The company has acquired the projects pursuant to the Pipeline Agreement entered into on IPO which granted the Company a right of first refusal of up to 1GW of BESS projects, from Harmony Energy Limited (“HEL”) and Ritchie Bland Energy No. 2 Ltd (together the “Developers”).
The total consideration for the three projects is c. £21.5 million (supported by independent valuation) being satisfied through the net proceeds of the recent C Share Issue in conjunction with the issue of 7 million new C Shares to the Developers.
The three projects, known as Wormald Green, Hawthorn Pit and Rye Common (Phases I and II), are expected to be energized in Q1 2024, Q2 2024 and Q3 2024 respectively, with grid offers secured. As previously announced, Harmony Energy Advisors Limited (the “Investment Adviser”) conducted a tender process for the supply of battery systems for this batch of projects and pursuant to that process, has agreed material terms with the selected supplier of the 2-hour duration battery systems.
Harmony Energy Income Trust has also agreed terms to increase borrowing under its existing loan facility to enable it to draw down on the previously agreed accordion, alongside drawdown of funds pursuant to a new Revolving Credit Facility. The funds available to the Company, through this borrowing and its cash resources, will fund the construction of the Wormald Green and Hawthorn Pit projects as well as the remaining Grid payments for Rye Common, which are essential to maintain that project’s timeline. The combined facility will increase the total debt available to ca. £130 million, subject to final signing. Alternative funding options for the build-out of Rye Common are currently being considered.

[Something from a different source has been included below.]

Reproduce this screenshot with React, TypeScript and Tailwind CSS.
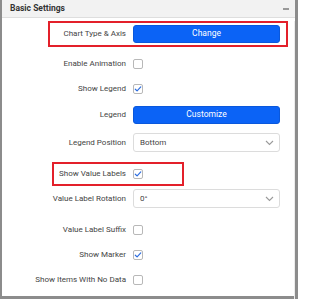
import React from "react";

function Check({ checked }: { checked?: boolean }) {
  return (
    <div className="w-[10px] h-[10px] rounded-[2px] border border-[#b8b8b8] bg-white flex items-center justify-center">
      {checked && (
        <svg width="8" height="8" viewBox="0 0 8 8">
          <path d="M1.3 4.2 L3.1 5.9 L6.8 1.9" fill="none" stroke="#2f6fe0" strokeWidth="1.2" strokeLinecap="round" strokeLinejoin="round" />
        </svg>
      )}
    </div>
  );
}

function Chevron() {
  return (
    <svg width="9" height="6" viewBox="0 0 9 6">
      <path d="M1 1 L4.5 4.5 L8 1" fill="none" stroke="#9a9a9a" strokeWidth="1.1" />
    </svg>
  );
}

function Row({ label, mt, children }: { label: string; mt: string; children: React.ReactNode }) {
  return (
    <div className={`flex items-center h-[25px] ${mt}`}>
      <div className="w-[124px] text-right text-[8px] text-[#444] whitespace-nowrap">{label}</div>
      <div className="ml-[7px] w-[147px] flex items-center">{children}</div>
    </div>
  );
}

function BlueButton({ text }: { text: string }) {
  return (
    <div className="w-full h-[18px] rounded-[3px] bg-[#0b63f6] border border-[#0a58dc] text-white text-[8.5px] flex items-center justify-center">
      {text}
    </div>
  );
}

function SelectBox({ value }: { value: string }) {
  return (
    <div className="w-full h-[19px] rounded-[3px] border border-[#dcdcdc] bg-white flex items-center justify-between pl-[6px] pr-[5px] text-[8px] text-[#444]">
      <span>{value}</span>
      <Chevron />
    </div>
  );
}

export default function App() {
  return (
    <div className="w-[298px] h-[300px] bg-white" style={{ fontFamily: "Roboto, 'Liberation Sans', sans-serif" }}>
      <div className="relative w-[298px] h-[299px] border-l-2 border-r-[3px] border-b-[3px] border-[#8c8c8c] bg-white">
        {/* header */}
        <div className="h-[18px] bg-[#f2f2f2] border-b border-[#dedede] flex items-center justify-between pl-[8px] pr-[6px]">
          <span className="text-[8.5px] font-bold text-[#333]">Basic Settings</span>
          <div className="w-[6px] h-[2px] bg-[#999]" />
        </div>

        <div className="relative pr-[6px] border-r border-[#ececec] h-[278px]">
          {/* annotation boxes */}
          <div className="absolute left-[46px] top-[0px] w-[240px] h-[26px] border-2 border-[#e3202a]" />
          <div className="absolute left-[50px] top-[141px] w-[132px] h-[24px] border-2 border-[#e3202a]" />

          <Row label="Chart Type & Axis" mt="mt-[3px]">
            <BlueButton text="Change" />
          </Row>
          <Row label="Enable Animation" mt="mt-[5px]">
            <Check />
          </Row>
          <Row label="Show Legend" mt="mt-0">
            <Check checked />
          </Row>
          <Row label="Legend" mt="mt-[1px]">
            <BlueButton text="Customize" />
          </Row>
          <Row label="Legend Position" mt="mt-[3px]">
            <SelectBox value="Bottom" />
          </Row>
          <Row label="Show Value Labels" mt="mt-[6px]">
            <Check checked />
          </Row>
          <Row label="Value Label Rotation" mt="mt-0">
            <SelectBox value="0°" />
          </Row>
          <Row label="Value Label Suffix" mt="mt-[6px]">
            <Check />
          </Row>
          <Row label="Show Marker" mt="mt-0">
            <Check checked />
          </Row>
          <Row label="Show Items With No Data" mt="mt-0">
            <Check />
          </Row>
        </div>
      </div>
    </div>
  );
}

The Investment Adviser is currently tendering for revenue optimisation services and expects to appoint a preferred bidder in due course. In addition, the lease options for the projects have been executed and the balance of plant tender is near to completion. In respect of Rye Common, the relevant lease options have been entered into between Harmony RC Limited (the Rye Common special purpose vehicle (“SPV”)) as the Lessee and a wholly owned subsidiary of HEL as the Lessor at market rates. HEL recently agreed to acquire the freehold land associated with this project, in order to remove pre-existing encumbrances, thereby ensuring that the SPV’s lease options could be effected and thus enabling the project.
Both phases of the Rye Common project are held within the SPV and share a single 99MW grid connection. Whilst Rye Common Phase I has full planning consents in place, Phase II is awaiting planning consent which is expected to be received in early 2023 in line with the overall project timetable. Given the single project SPV and single grid connection, acquiring the project now will mean that the Company can make the necessary grid milestone payments to continue to secure the agreed energisation date. In the unexpected event that Phase II planning consent is not granted, a claw-back mechanism has been agreed in respect of part of the consideration, pursuant to the relevant share purchase agreement.